Pages as source code:
* * *
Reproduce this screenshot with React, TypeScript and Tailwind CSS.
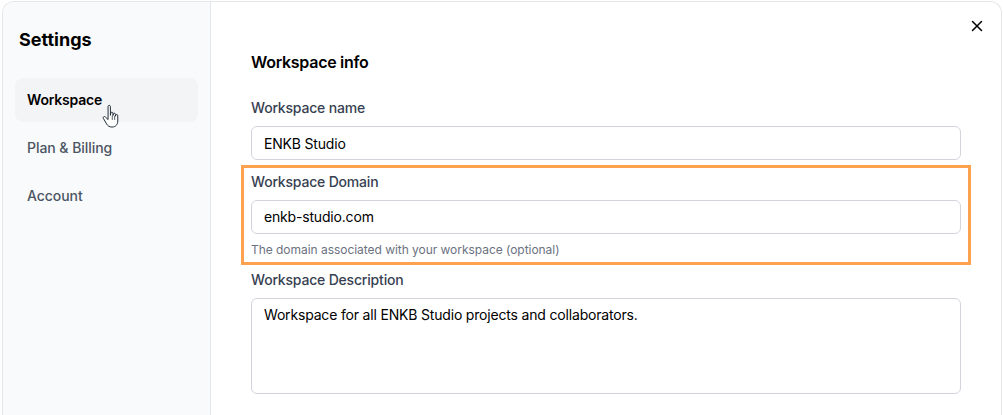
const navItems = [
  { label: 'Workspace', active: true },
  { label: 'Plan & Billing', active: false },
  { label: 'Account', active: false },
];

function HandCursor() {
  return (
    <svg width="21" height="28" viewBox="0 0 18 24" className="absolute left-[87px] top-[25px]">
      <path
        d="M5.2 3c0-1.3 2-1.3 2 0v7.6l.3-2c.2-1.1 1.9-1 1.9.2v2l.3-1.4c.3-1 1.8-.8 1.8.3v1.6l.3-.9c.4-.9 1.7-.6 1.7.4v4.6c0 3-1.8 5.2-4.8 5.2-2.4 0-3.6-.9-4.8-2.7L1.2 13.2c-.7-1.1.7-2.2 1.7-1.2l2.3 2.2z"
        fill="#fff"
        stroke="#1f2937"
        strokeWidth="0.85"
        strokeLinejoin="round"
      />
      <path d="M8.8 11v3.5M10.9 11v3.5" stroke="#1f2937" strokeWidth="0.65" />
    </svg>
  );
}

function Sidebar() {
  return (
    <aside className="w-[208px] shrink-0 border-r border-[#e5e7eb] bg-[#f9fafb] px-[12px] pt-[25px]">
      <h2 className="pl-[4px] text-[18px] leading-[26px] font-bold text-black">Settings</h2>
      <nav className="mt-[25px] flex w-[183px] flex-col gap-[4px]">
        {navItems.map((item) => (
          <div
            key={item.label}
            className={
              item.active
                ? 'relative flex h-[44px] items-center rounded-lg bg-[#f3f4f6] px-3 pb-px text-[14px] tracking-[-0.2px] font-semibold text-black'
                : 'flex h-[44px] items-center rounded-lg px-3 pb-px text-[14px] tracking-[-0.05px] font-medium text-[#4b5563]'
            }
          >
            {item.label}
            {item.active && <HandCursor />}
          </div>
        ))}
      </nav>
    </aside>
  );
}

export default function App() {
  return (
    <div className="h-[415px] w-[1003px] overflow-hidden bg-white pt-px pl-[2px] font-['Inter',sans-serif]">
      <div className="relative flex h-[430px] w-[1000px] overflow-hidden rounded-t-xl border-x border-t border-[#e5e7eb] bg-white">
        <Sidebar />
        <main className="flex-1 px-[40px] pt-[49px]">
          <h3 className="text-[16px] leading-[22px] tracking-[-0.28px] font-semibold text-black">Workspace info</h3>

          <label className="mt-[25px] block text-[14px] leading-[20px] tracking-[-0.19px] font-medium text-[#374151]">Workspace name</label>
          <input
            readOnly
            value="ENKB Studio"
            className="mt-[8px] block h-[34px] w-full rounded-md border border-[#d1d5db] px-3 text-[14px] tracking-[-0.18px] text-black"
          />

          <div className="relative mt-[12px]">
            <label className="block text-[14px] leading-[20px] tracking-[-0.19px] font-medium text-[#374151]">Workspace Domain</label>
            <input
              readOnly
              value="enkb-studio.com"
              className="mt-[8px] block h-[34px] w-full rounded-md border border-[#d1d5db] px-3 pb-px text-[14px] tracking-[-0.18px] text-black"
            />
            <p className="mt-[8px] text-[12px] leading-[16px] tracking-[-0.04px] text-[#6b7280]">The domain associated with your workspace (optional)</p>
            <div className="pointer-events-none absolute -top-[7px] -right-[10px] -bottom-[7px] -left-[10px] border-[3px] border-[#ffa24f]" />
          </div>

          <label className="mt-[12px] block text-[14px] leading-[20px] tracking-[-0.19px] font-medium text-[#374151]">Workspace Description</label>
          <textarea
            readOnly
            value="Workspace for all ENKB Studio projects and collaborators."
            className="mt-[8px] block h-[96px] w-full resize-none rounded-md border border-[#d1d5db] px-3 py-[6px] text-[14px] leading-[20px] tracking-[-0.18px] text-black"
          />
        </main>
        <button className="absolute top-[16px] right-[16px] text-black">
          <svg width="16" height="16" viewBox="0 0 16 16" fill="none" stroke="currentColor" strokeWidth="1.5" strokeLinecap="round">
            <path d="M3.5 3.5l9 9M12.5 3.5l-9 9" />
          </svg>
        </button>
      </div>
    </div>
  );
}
* * *
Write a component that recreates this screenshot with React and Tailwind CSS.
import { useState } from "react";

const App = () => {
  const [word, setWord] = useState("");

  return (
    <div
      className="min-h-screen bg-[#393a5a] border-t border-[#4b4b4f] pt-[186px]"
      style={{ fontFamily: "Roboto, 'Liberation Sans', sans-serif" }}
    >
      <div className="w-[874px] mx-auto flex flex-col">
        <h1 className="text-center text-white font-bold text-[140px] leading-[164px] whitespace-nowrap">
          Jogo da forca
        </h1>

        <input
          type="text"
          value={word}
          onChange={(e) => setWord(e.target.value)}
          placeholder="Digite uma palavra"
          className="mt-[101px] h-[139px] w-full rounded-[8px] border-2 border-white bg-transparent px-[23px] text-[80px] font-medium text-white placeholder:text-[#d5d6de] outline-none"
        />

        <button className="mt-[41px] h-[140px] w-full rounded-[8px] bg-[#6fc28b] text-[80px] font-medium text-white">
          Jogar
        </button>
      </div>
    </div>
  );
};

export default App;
* * *
EXERCISE REQUIREMENTS
Which lines hold the word "this"? Copy each of them from the records.

REPLY
Reproduce this screenshot with React, TypeScript and Tailwind CSS.
Write a component that recreates this screenshot with React and Tailwind CSS.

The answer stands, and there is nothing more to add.